Mais la prise de Bouaké et des provinces du Nord a fait perdre le contrôle de
la situation à l'équipe de Gbagbo.
"Ce soulèvement était inéluctable"? Tous ceux qui suivaient de près la mise
en place, par Laurent Gbagbo et son éminence grise Emile Boga Doudou, de la
réorganisation de la Côte d'Ivoire sur une base ethnique, aussi bien dans
l'armée et l'administration que dans la société civile, en étaient
convaincus. "Tellement inéluctable", en fait, qu'il ne manquait plus qu'un
élément déclencheur, qui fut, in fine, aimablement fourni par les autorités
de Côte d'Ivoire, elles-mêmes, avec l'annonce de la démobilisation de quelque
750 soldats.
A la veille du 19 septembre, tous les acteurs du drame étaient donc à pied
d'?uvre. Par contre, ils semblent avoir commis, symétriquement, la même
erreur : celle de sous-estimer le degré de préparation de la partie adverse.

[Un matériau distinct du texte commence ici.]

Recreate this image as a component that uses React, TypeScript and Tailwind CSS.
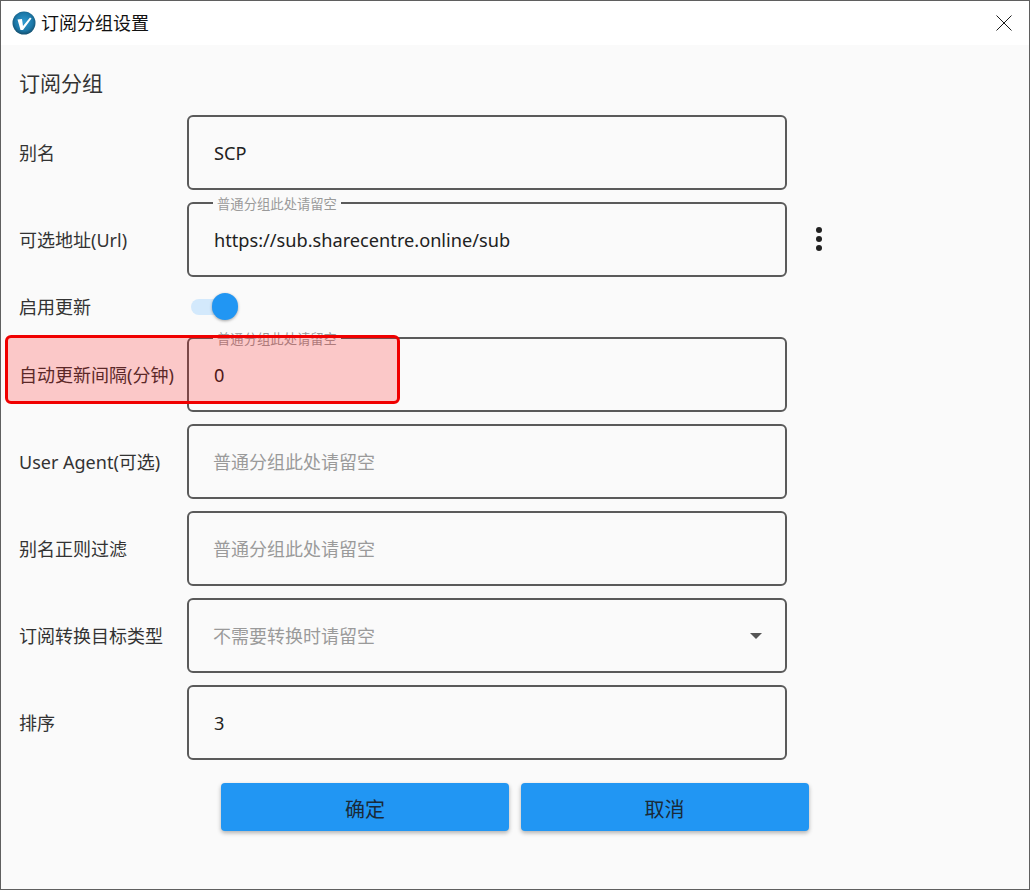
import React from 'react';

const FONT = "font-['Noto_Sans','Noto_Sans_CJK_SC',sans-serif]";

const Hint: React.FC = () => (
  <span className="absolute left-[24px] top-[-7px] bg-[#fafafa] px-[4px] text-[13.33px] leading-[15px] text-[#9a9a9a]">
    普通分组此处请留空
  </span>
);

const Field: React.FC<{ label: string; value?: string; placeholder?: string; hint?: boolean; children?: React.ReactNode }> = ({
  label,
  value,
  placeholder,
  hint,
  children,
}) => (
  <div className="flex items-center">
    <label className="w-[168px] pt-[2px] text-[18px] text-[#333333]">{label}</label>
    <div className="relative flex h-[75px] w-[600px] items-center rounded-[6px] border-2 border-[#5a5a5a] pl-[25px] pr-[22px] pt-[2px] text-[18px]">
      {hint && <Hint />}
      {value ? (
        <span className="text-[18.18px] text-[#212121]">{value}</span>
      ) : (
        <span className="ml-[-1px] text-[#9a9a9a]">{placeholder}</span>
      )}
      {children}
    </div>
  </div>
);

const Logo: React.FC = () => (
  <svg width="24" height="24" viewBox="0 0 24 24">
    <defs>
      <radialGradient id="lg" cx="50%" cy="45%" r="55%">
        <stop offset="0%" stopColor="#2f9ad0" />
        <stop offset="70%" stopColor="#1c78a8" />
        <stop offset="100%" stopColor="#14506f" />
      </radialGradient>
    </defs>
    <circle cx="12" cy="12" r="11.5" fill="url(#lg)" />
    <path d="M5.5 8.5 L10 8 L11 15 L18 6.5 L19.5 7.5 L11 19 L8.5 19 Z" fill="#ffffff" />
  </svg>
);

export default function App() {
  return (
    <div className={`relative h-[890px] w-[1030px] overflow-hidden border border-[#5f5f5f] bg-[#fafafa] ${FONT}`}>
      {/* Title bar */}
      <div className="flex h-[44px] items-center justify-between bg-white pl-[11px] pr-[17px]">
        <div className="flex items-center gap-[5px]">
          <Logo />
          <span className="text-[18px] text-[#111111]">订阅分组设置</span>
        </div>
        <svg width="16" height="16" viewBox="0 0 16 16" className="mt-[-1px]">
          <path d="M0.5 0.5 L15.5 15.5 M15.5 0.5 L0.5 15.5" stroke="#1a1a1a" strokeWidth="1" fill="none" />
        </svg>
      </div>

      {/* Form */}
      <div className="pl-[18px] pt-[23px]">
        <h2 className="mb-[17px] h-[30px] text-[21px] leading-[30px] text-[#333333]">订阅分组</h2>
        <div className="flex flex-col gap-[12px]">
          <Field label="别名" value="SCP" />
          <Field label="可选地址(Url)" value="https://sub.sharecentre.online/sub" hint>
            <svg width="6" height="24" viewBox="0 0 6 24" className="absolute left-[626.5px] top-[23px]">
              <circle cx="3" cy="3" r="3" fill="#212121" />
              <circle cx="3" cy="12" r="3" fill="#212121" />
              <circle cx="3" cy="21" r="3" fill="#212121" />
            </svg>
          </Field>
          <div className="flex h-[36px] items-center">
            <label className="w-[172px] text-[18px] text-[#333333]">启用更新</label>
            <div className="relative h-[16px] w-[38px] rounded-full bg-[#d3e9fc]">
              <span className="absolute left-[21px] top-[-6px] h-[27px] w-[26px] rounded-full bg-[#2196f3] shadow-[0_1px_3px_rgba(0,0,0,0.35)]" />
            </div>
          </div>
          <Field label="自动更新间隔(分钟)" value="0" hint />
          <Field label="User Agent(可选)" placeholder="普通分组此处请留空" />
          <Field label="别名正则过滤" placeholder="普通分组此处请留空" />
          <Field label="订阅转换目标类型" placeholder="不需要转换时请留空">
            <span className="absolute right-[23px] top-[33px] h-0 w-0 border-x-[6px] border-t-[6px] border-x-transparent border-t-[#555555]" />
          </Field>
          <Field label="排序" value="3" />
        </div>

        <div className="ml-[202px] mt-[23px] flex gap-[11.5px]">
          <button className="h-[48px] w-[288px] rounded-[4px] bg-[#2196f3] pt-[6px] text-[20px] text-[#1a2a38] shadow-[0_2px_4px_rgba(0,0,0,0.3)]">
            确定
          </button>
          <button className="h-[48px] w-[288px] rounded-[4px] bg-[#2196f3] pt-[6px] text-[20px] text-[#1a2a38] shadow-[0_2px_4px_rgba(0,0,0,0.3)]">
            取消
          </button>
        </div>
      </div>

      {/* Red annotation over the interval row */}
      <div className="absolute left-[4px] top-[334px] h-[69px] w-[395px] rounded-[6px] border-[3px] border-[#f00000] bg-[rgba(255,0,0,0.2)]" />
    </div>
  );
}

Les mutins, qui avaient pris pour cibles quatre objectifs majeurs, à Abidjan
même (le domicile d'Emile Boga Doudou, ministre de l'intérieur, celui de Lida
Kouassi, le ministre de la défense, celui de Mathias Doué, chef d'état-major
des armées, et le camp de gendarmerie d'Agban) n'ont atteint qu'un seul
d'entre eux : l'assassinat d'Emile Boga Doudou. Il n'est d'ailleurs pas
interdit de s'interroger sur ce point : pourquoi le ministre de l'intérieur
était-il le seul à ne pas avoir été prévenu de quitter son domicile, comme
l'ont fait les deux autres ? Pourquoi la femme de Lida Kouassi, enlevée puis
relâchée par les rebelles, s'obstine-t-elle à rester réfugiée, depuis, à
l'ambassade de France ?
Les gendarmes, principaux soutiens du régime, ont certes redressé la
situation militaire à leur avantage, à Abidjan, en défendant leur camp
d'Agban, mais les forces dites "loyalistes", au sens large, n'ont pu empêcher
ni la prise de Bouaké (qu'elles n'avaient probablement pas anticipée) ni
celle de Korhogo, puis d'Odienné, Sakassou et Séguéla, dans le Nord et
l'Ouest du pays. Quant à l'escouade de gendarmerie chargée de l'élimination
des opposants le 19 septembre au matin, elle n'a atteint qu'un seul de ses
objectifs : Robert Gueï, froidement assassiné à son domicile avec l'ensemble
des personnes qui se trouvaient chez lui (soit 19 personnes au total, semble-
t-il), dont son épouse Rose, pourtant originaire d'un village proche de celui
de Gbagbo, ce qui crée, dans la tradition africaine, un véritable lien de
parenté.
Les autres domiciles visités par cette escouade ont été, selon de multiples
témoignages dignes de foi : celui du général Lassana Palenfo (ex n°2 de la
junte au moment du coup d'Etat de Noël 99) qui était alors en déplacement à
l'étranger, celui du général Abdoulaye Coulibaly (l'ex-pilote personnel de
Houphouët Boigny), ancien n° 3 de la junte, qui se doutait probablement de
quelque chose (et reste encore caché à ce jour), celui de Alassane Ouattara
qui n'a dû sa survie qu'à une fuite précipitée chez son voisin l'ambassadeur
d'Allemagne, avec toute sa famille (mais son domicile a été, par la suite,
incendié par les gendarmes) et celui de Moriféré Bamba, dirigeant du PPS
(Parti pour le Progrès social), absent de Côte d'Ivoire.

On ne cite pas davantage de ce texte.